Innovators need room to innovate
Harnessing technology to transform a business starts with developers. Trajano addressed this need by establishing Luizalabs, an innovation team that began in 2012 with a handful of developers in an office but has since grown to more than 900 employees who occupy four buildings in two states.
Crucially, Trajano gave these developers access to the company’s core business systems, rather than sequestering them in an innovation lab to work on moonshots. He also freed Luizalabs from the company’s heavy governance processes, enabling them to operate more like a start-up, produce results faster, and create a blueprint to scale new approaches throughout the organization.
“The idea was to try to break the entire system — to show that it’s possible to have IT close to the business guys,” said Magalu CTO Andre Fatala, who has led Luizalabs from the beginning. “Before, there were very heavy processes. It would take two months to get all the information.”
By adopting modern agile development techniques and the automated, self-service, and lighter-touch governance and security tools that go with them, Luizalabs helped Magalu to dramatically accelerate its pace of innovation: instead of taking months or years, new digital products and experiences could be rolled out in just weeks or days.
IT agility is a precondition to business agility
To enable agile development and speed up delivery of new digital products and experiences, Magalu needed the ability to modularly mix and match its business capabilities. The problem was, its IT systems were largely defined by older, monolithic development approaches that tightly coupled functionality. This made functionality hard to update or reuse and often precluded developers from working without getting in one another’s way.
Simultaneously shifting the entire company to new methods wasn’t practical, so Magalu adopted a two-speed IT approach to first accelerate the customer-facing parts of the business, then phase in new approaches elsewhere. This involved using application programming interfaces, or APIs, to decouple back-end systems from the front-end.
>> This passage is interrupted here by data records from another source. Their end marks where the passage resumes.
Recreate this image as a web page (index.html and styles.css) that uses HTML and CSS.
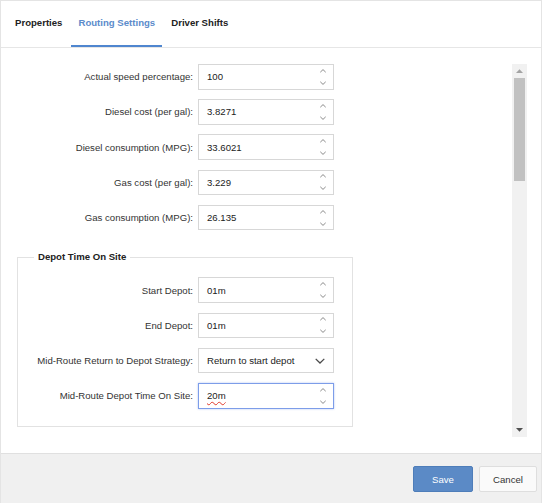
FILE: index.html
```html
<!DOCTYPE html>
<html>
<head>
<meta charset="utf-8">
<link rel="stylesheet" href="styles.css">
</head>
<body>
<div class="dialog">
  <div class="tabs">
    <div class="tab">Properties</div>
    <div class="tab active">Routing Settings</div>
    <div class="tab">Driver Shifts</div>
  </div>
  <div class="panel">
    <div class="scroll">
      <div class="row">
        <label class="lbl">Actual speed percentage:</label>
        <div class="field"><span class="val">100</span><svg class="spin" width="8" height="18" viewBox="0 0 8 18"><path d="M1.3 4.2 L4 1.6 L6.7 4.2 M1.3 13.8 L4 16.4 L6.7 13.8"/></svg></div>
      </div>
      <div class="row">
        <label class="lbl">Diesel cost (per gal):</label>
        <div class="field"><span class="val">3.8271</span><svg class="spin" width="8" height="18" viewBox="0 0 8 18"><path d="M1.3 4.2 L4 1.6 L6.7 4.2 M1.3 13.8 L4 16.4 L6.7 13.8"/></svg></div>
      </div>
      <div class="row">
        <label class="lbl">Diesel consumption (MPG):</label>
        <div class="field"><span class="val">33.6021</span><svg class="spin" width="8" height="18" viewBox="0 0 8 18"><path d="M1.3 4.2 L4 1.6 L6.7 4.2 M1.3 13.8 L4 16.4 L6.7 13.8"/></svg></div>
      </div>
      <div class="row">
        <label class="lbl">Gas cost (per gal):</label>
        <div class="field"><span class="val">3.229</span><svg class="spin" width="8" height="18" viewBox="0 0 8 18"><path d="M1.3 4.2 L4 1.6 L6.7 4.2 M1.3 13.8 L4 16.4 L6.7 13.8"/></svg></div>
      </div>
      <div class="row">
        <label class="lbl">Gas consumption (MPG):</label>
        <div class="field"><span class="val">26.135</span><svg class="spin" width="8" height="18" viewBox="0 0 8 18"><path d="M1.3 4.2 L4 1.6 L6.7 4.2 M1.3 13.8 L4 16.4 L6.7 13.8"/></svg></div>
      </div>

      <fieldset class="group">
        <legend>Depot Time On Site</legend>
        <div class="row">
          <label class="lbl">Start Depot:</label>
          <div class="field"><span class="val">01m</span><svg class="spin" width="8" height="18" viewBox="0 0 8 18"><path d="M1.3 4.2 L4 1.6 L6.7 4.2 M1.3 13.8 L4 16.4 L6.7 13.8"/></svg></div>
        </div>
        <div class="row">
          <label class="lbl">End Depot:</label>
          <div class="field"><span class="val">01m</span><svg class="spin" width="8" height="18" viewBox="0 0 8 18"><path d="M1.3 4.2 L4 1.6 L6.7 4.2 M1.3 13.8 L4 16.4 L6.7 13.8"/></svg></div>
        </div>
        <div class="row">
          <label class="lbl">Mid-Route Return to Depot Strategy:</label>
          <div class="field select"><span class="val">Return to start depot</span><svg class="chev" width="10" height="6" viewBox="0 0 10 6"><path d="M0.7 0.9 L5 5 L9.3 0.9"/></svg></div>
        </div>
        <div class="row last">
          <label class="lbl">Mid-Route Depot Time On Site:</label>
          <div class="field focus"><span class="val typo">20m</span><svg class="spin" width="8" height="18" viewBox="0 0 8 18"><path d="M1.3 4.2 L4 1.6 L6.7 4.2 M1.3 13.8 L4 16.4 L6.7 13.8"/></svg></div>
        </div>
      </fieldset>
    </div>
    <div class="sbar">
      <div class="sbtn"><svg width="7" height="4" viewBox="0 0 7 4"><polygon class="arrow-off" points="0,4 3.5,0.3 7,4"/></svg></div>
      <div class="strack"><div class="sthumb"></div></div>
      <div class="sbtn"><svg width="7" height="4" viewBox="0 0 7 4"><polygon class="arrow-on" points="0,0 7,0 3.5,3.7"/></svg></div>
    </div>
  </div>
  <div class="footer">
    <button class="btn primary">Save</button>
    <button class="btn">Cancel</button>
  </div>
</div>
</body>
</html>
```

FILE: styles.css
```css
html, body {
  margin: 0;
  padding: 0;
  background: #ffffff;
}
body {
  font-family: "Liberation Sans", Arial, sans-serif;
  font-size: 9.6px;
  color: #333333;
}
.dialog {
  box-sizing: border-box;
  width: 542px;
  height: 503px;
  border: 1px solid #e4e4e4;
  border-bottom: none;
  display: flex;
  flex-direction: column;
  background: #ffffff;
}
.tabs {
  display: flex;
  gap: 2px;
  padding-left: 7px;
  height: 46px;
  border-bottom: 1px solid #e6e6e6;
  flex: none;
}
.tab {
  box-sizing: border-box;
  height: 46px;
  line-height: 44px;
  padding: 0 7px;
  font-weight: bold;
  color: #222222;
  border-bottom: 2px solid transparent;
}
.tab.active {
  color: #5b8bcb;
  border-bottom-color: #4f86cf;
}
.panel {
  flex: none;
  height: 405px;
  box-sizing: border-box;
  padding: 16px 14px 16px 15px;
  display: flex;
}
.scroll {
  flex: 1;
  min-width: 0;
  height: 373px;
  overflow: hidden;
}
.sbar {
  flex: none;
  width: 15px;
  height: 373px;
  background: #f1f1f1;
  display: flex;
  flex-direction: column;
}
.sbtn {
  flex: none;
  height: 14px;
  display: flex;
  align-items: center;
  justify-content: center;
}
.sbtn svg {
  display: block;
}
.arrow-off {
  fill: #a3a3a3;
}
.arrow-on {
  fill: #505050;
}
.strack {
  flex: 1;
  padding: 0 2px;
}
.sthumb {
  margin-top: 0;
  height: 103px;
  background: #c1c1c1;
}
.row {
  display: grid;
  grid-template-columns: 177px 136px;
  column-gap: 5px;
  align-items: center;
  height: 25.6px;
  margin-bottom: 9.6px;
}
.lbl {
  text-align: right;
  white-space: nowrap;
  color: #333333;
}
.field {
  box-sizing: border-box;
  height: 25.6px;
  border: 1px solid #d7d7d7;
  background: #ffffff;
  display: flex;
  align-items: center;
  padding-left: 8px;
  color: #222222;
}
.val {
  flex: 1;
  white-space: nowrap;
}
.typo {
  text-decoration: underline wavy #e0392b;
  text-decoration-thickness: 1px;
  text-underline-offset: 2px;
  flex: none;
  margin-right: auto;
}
.spin {
  flex: none;
  margin-right: 6px;
  fill: none;
  stroke: #8a8a8a;
  stroke-width: 1;
}
.chev {
  flex: none;
  margin-right: 8px;
  fill: none;
  stroke: #4a4a4a;
  stroke-width: 1.3;
}
.field.focus {
  border-color: #7d9de9;
  box-shadow: 0 0 2px rgba(90, 130, 230, 0.45);
}
.group {
  box-sizing: border-box;
  width: 336px;
  margin: 21px 0 0 1px;
  padding: 14px 18px 17px 16px;
  border: 1px solid #e2e2e2;
  min-width: 0;
}
.group legend {
  padding: 0 4px;
  font-weight: bold;
  color: #222222;
  line-height: 12px;
}
.group .row {
  grid-template-columns: 159px 136px;
}
.group .row.last {
  margin-bottom: 0;
}
.footer {
  flex: 1;
  border-top: 1px solid #e0e0e0;
  background: #f0f0f0;
  display: flex;
  justify-content: flex-end;
  align-items: flex-start;
  gap: 6px;
  padding: 12px 4px 0 0;
}
.btn {
  box-sizing: border-box;
  height: 26px;
  font-family: "Liberation Sans", Arial, sans-serif;
  font-size: 9.6px;
  border-radius: 2px;
  border: 1px solid #dedede;
  background: #fafafa;
  color: #333333;
  width: 58px;
  padding: 0;
}
.btn.primary {
  width: 60px;
  background: #5b8ac6;
  border-color: #4e7db9;
  color: #ffffff;
}
```
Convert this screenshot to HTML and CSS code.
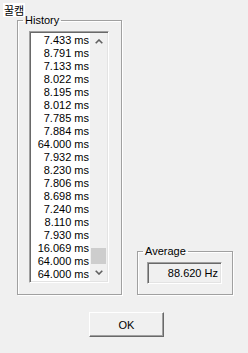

APIs make business data and functionality available by abstracting backend complexity behind a consistent and reusable interface. This enabled Magalu’s front-end developers to quickly begin iterating on end user experiences while back-end teams maintained system of records and adapted to new IT architectures at their own pace.
“In 2013 we had an e-commerce platform, and even a library of APIs, but those APIs were accessing an overstretched backend application built with 150,000 lines of code,” CTO Fatala said in a Google Cloud blog post. “Deployment of new APIs was slow, we were burdened with undesirable dependencies, and we faced scalability challenges as well as distributed responsibilities across siloed teams,”
The two-speed approach evolved into a microservices-based architecture in which applications are assembled from many small, independently deployable services rather than built from tightly-coupled, monolithic blocks of code. By exposing the services via APIs, the company made them easy for developers to use, and by employing API management, Magalu could control how and by whom APIs were accessed, all while generating analytics into usage of its business functionality.
Digital platforms unlock new business strategies
Able to move faster, Magalu in 2016 launched a digital marketplace that enables third parties to sell under its banner. The marketplace replaced a legacy integrated sales and distribution system that supported fewer than 50,000 SKUs and dramatically expanded the company’s e-commerce inventory. It eclipsed 1 million SKUs by late 2017 and now includes more than 8,000 sellers who offer 7.5 millions SKUs.
Because the marketplace is powered by APIs, Magalu absorbs virtually no marginal cost each time a new merchant joins—and the company’s IT tools help it to curate this ecosystem by harnessing intelligent monitoring and automation to remove merchants who break rules.
Other new customer experiences included Lu, a virtual influencer that uses artificial intelligence to help shoppers find products—and the company’s ambitions only continue to grow.
“We are not only building an app, but rather a ‘superapp’: a digital environment where customers can go shopping, pay bills, top-up their mobile phones, hire transportation services, buy lunch,” Trajano said in Magalu’s Q4 2018 earning statement. “By attracting partners to the superapp environment we will increase our chances of attracting new customers, whose interactions with the company will be even more frequent and meaningful.”
Digital transformation transforms how an enterprise operates, not just its customer-facing experiences
Online marketplaces and other customer-facing digital experiences are a huge piece of the digital transformation puzzle—but Trajano recognized that to truly support and continue such innovations, the entire organization required a digital overhaul. For example, great digital experiences may fall flat if frontline employees can’t provide similarly satisfying experiences. Consequently, Magalu launched apps to help in-store employees optimize customer interactions around local inventory, accept payments anywhere inside a store without forcing customers to wait in a line, and guide a customer through digital credit verification.
Magalu has even leveraged its technology to improve delivery times for items bought online and to facilitate simpler in-store pickup. Thousands of contract delivery drivers use a Magalu app in a rideshare-like model.
Final thoughts: Technology is a road to change, not change in and of itself
Magalu’s success demonstrates that digital transformation is not about any single technology so much as using technology to keep up with today’s customers. When enterprises focus on cloud or machine learning or other finite technological concepts, their IT investments risk falling short of real transformation, amounting to modest efficiency gains but few evolutions in how the business interacts with partners and customers. Technology is a means to an end, not an end in and of itself—and if distinction is not at the root of a business’s digital transformation vision, success stories such as Magalu’s may be out of reach.